The Fiscal Illusion: Trickle-Down Debt
The tariff approach mirrors another long-failed policy: “Trickle-Down Economics.” The belief that increasing the debt to provide massive tax cuts to the wealthy—who do not significantly alter their consumption habits—will be offset by tariff revenue is fundamentally flawed.
| Fiscal Policy | Key Actions | Result |
| Bush Sr. / Clinton Era (1990-2000) | Raised top tax rates. Al Gore’s REGO/NPR cut federal workforce by 377,000+. | Reduced the deficit from $290B to $0 by 1998; four years of budget surpluses. |
| Current Tariff/Tax Strategy | Massive tax cuts for corporations paired with aggressive new tariffs. | Increased national debt to over $28 trillion. Tariff revenue largely offset by slower growth. |
The Clinton-Gore success was rooted in progressive taxation (stimulating middle-class consumption) and surgical spending cuts, proving that measured centrist policy creates better economic outcomes.
The Path Forward: Pragmatism over Populism
We need to reject unilateral bullying. Threats and isolationism only encourage our adversaries to diversify their trade and our allies to step away, diminishing U.S. leverage. The rational solution is a return to a coalition-based strategy:
- Lead a Multilateral Coalition: The U.S. must approach China alongside NATO, Australia, Japan, and South Korea. This collective strength is the only language Beijing respects.
- Resource Security over Tariff Retaliation: Prioritize agreements that ensure a steady, un-taxed flow of Chinese natural resources into American factories. Use tariffs as a scalpel for intellectual property theft, not a sledgehammer for raw materials.
- Incentivize Diversification: Offer American companies triple tax deductions for moving production out of China and back to the U.S., or double deductions for moving to allied countries.

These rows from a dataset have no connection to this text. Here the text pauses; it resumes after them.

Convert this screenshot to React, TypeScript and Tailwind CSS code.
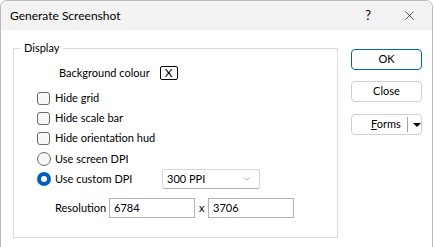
import React from "react";
import { ChevronDown, X } from "lucide-react";

function CheckRow({ label }: { label: string }) {
  return (
    <div className="flex h-[20px] items-center pl-[23px]">
      <span className="h-[13px] w-[13px] rounded-[3px] border border-[#6b6b6b] bg-[#f7f7f7]" />
      <span className="ml-[5px]">{label}</span>
    </div>
  );
}

function Radio({ checked }: { checked?: boolean }) {
  if (checked) {
    return (
      <span className="flex h-[14px] w-[14px] items-center justify-center rounded-full bg-[#005fb8]">
        <span className="h-[6px] w-[6px] rounded-full bg-white" />
      </span>
    );
  }
  return <span className="h-[14px] w-[14px] rounded-full border border-[#6b6b6b] bg-[#f7f7f7]" />;
}

export default function App() {
  return (
    <div className="h-[247px] w-[434px] overflow-hidden bg-white font-['Lato',sans-serif] text-[11px] text-black">
      <div className="h-[248px] w-[433px] rounded-t-[7px] border border-[#b9b9b9] bg-white">
        {/* Title bar */}
        <div className="flex h-[29px] items-center rounded-t-[7px] bg-[#f3f3f3] pl-[9px]">
          <span className="text-[12px]">Generate Screenshot</span>
          <span className="ml-auto mr-[31px] text-[13px]">?</span>
          <X size={15} strokeWidth={1} className="mr-[15px]" />
        </div>

        {/* Body */}
        <div className="flex pl-[12px] pt-[10px]">
          <fieldset className="h-[198px] w-[325px] border border-[#dcdcdc]">
            <legend className="ml-[6px] px-[4px] leading-[16px]">Display</legend>
            <div className="flex flex-col pt-[7px]">
              <div className="flex h-[20px] items-center pl-[45px]">
                <span>Background colour</span>
                <span className="ml-[10px] flex h-[14px] w-[18px] items-center justify-center rounded-[2px] border border-black text-[12px] leading-none">
                  X
                </span>
              </div>
              <div className="mt-[5px]">
                <CheckRow label="Hide grid" />
                <CheckRow label="Hide scale bar" />
                <CheckRow label="Hide orientation hud" />
              </div>
              <div className="mt-[1px] flex h-[20px] items-center pl-[23px]">
                <Radio />
                <span className="ml-[4px]">Use screen DPI</span>
              </div>
              <div className="flex h-[20px] items-center pl-[23px]">
                <div className="flex w-[125px] items-center">
                  <Radio checked />
                  <span className="ml-[4px]">Use custom DPI</span>
                </div>
                <div className="flex h-[20px] w-[98px] items-center rounded-[3px] border border-[#d6d6d6] border-b-[#b0b0b0] pl-[4px] pr-[7px]">
                  <span>300 PPI</span>
                  <ChevronDown size={10} strokeWidth={1.2} className="ml-auto text-[#5f5f5f]" />
                </div>
              </div>
              <div className="mt-[9px] flex h-[20px] items-center pl-[41px]">
                <span className="w-[54px]">Resolution</span>
                <div className="flex h-[20px] w-[86px] items-center border border-[#b4b4b4] pl-[4px]">6784</div>
                <span className="w-[13px] pl-[4px]">x</span>
                <div className="flex h-[20px] w-[86px] items-center border border-[#b4b4b4] pl-[4px]">3706</div>
              </div>
            </div>
          </fieldset>

          {/* Buttons */}
          <div className="ml-[13px] flex flex-col pt-[9px]">
            <button className="h-[21px] w-[71px] rounded-[4px] border border-[#0067c0] bg-white">OK</button>
            <button className="mt-[11px] h-[21px] w-[71px] rounded-[4px] border border-[#d0d0d0] bg-white">Close</button>
            <button className="mt-[12px] flex h-[21px] w-[71px] items-center rounded-[4px] border border-[#d0d0d0] bg-white">
              <span className="ml-[19px]">
                <span className="underline">F</span>orms
              </span>
              <span className="ml-[6px] h-[15px] w-px bg-[#a0a0a0]" />
              <span className="ml-[5px] h-0 w-0 border-x-[4px] border-t-[4px] border-x-transparent border-t-black" />
            </button>
          </div>
        </div>
      </div>
    </div>
  );
}
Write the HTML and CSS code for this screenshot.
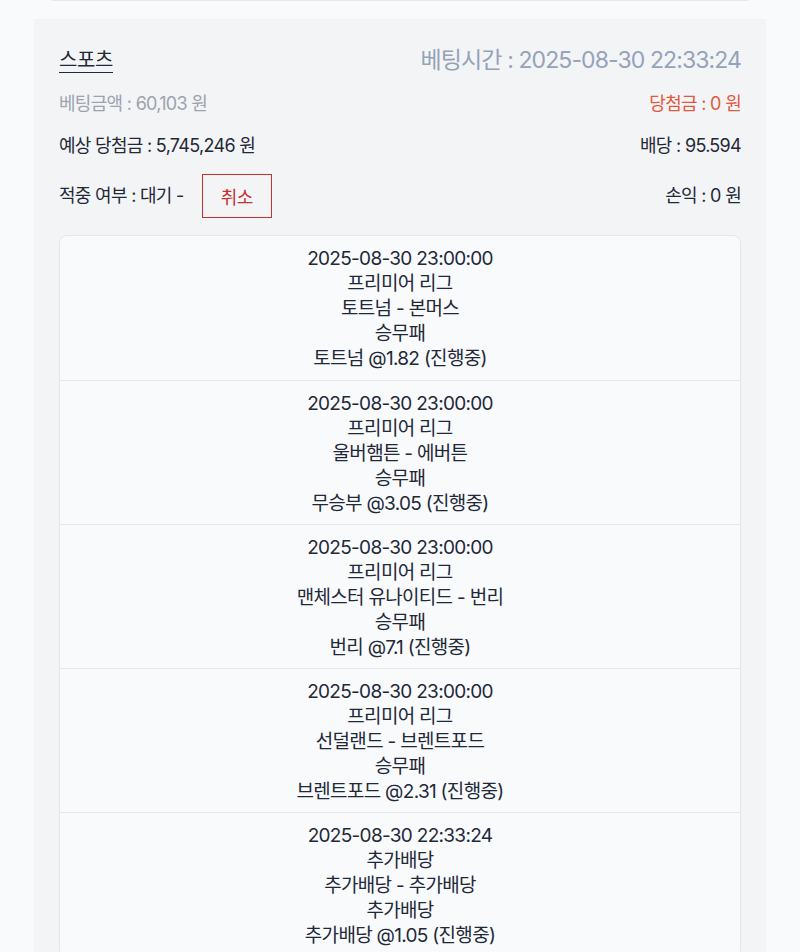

The Central Forward Party’s Vision
The Central Forward Party stands for pragmatic governance that protects the American consumer and ensures our industries have the raw materials they need to thrive. We believe in replacing thoughtless, unilateral aggression with coordinated, strategic enforcement. Our economy is too vast to be managed by the shallow, outdated tactics of protectionism. The time for rational, centrist leadership is now.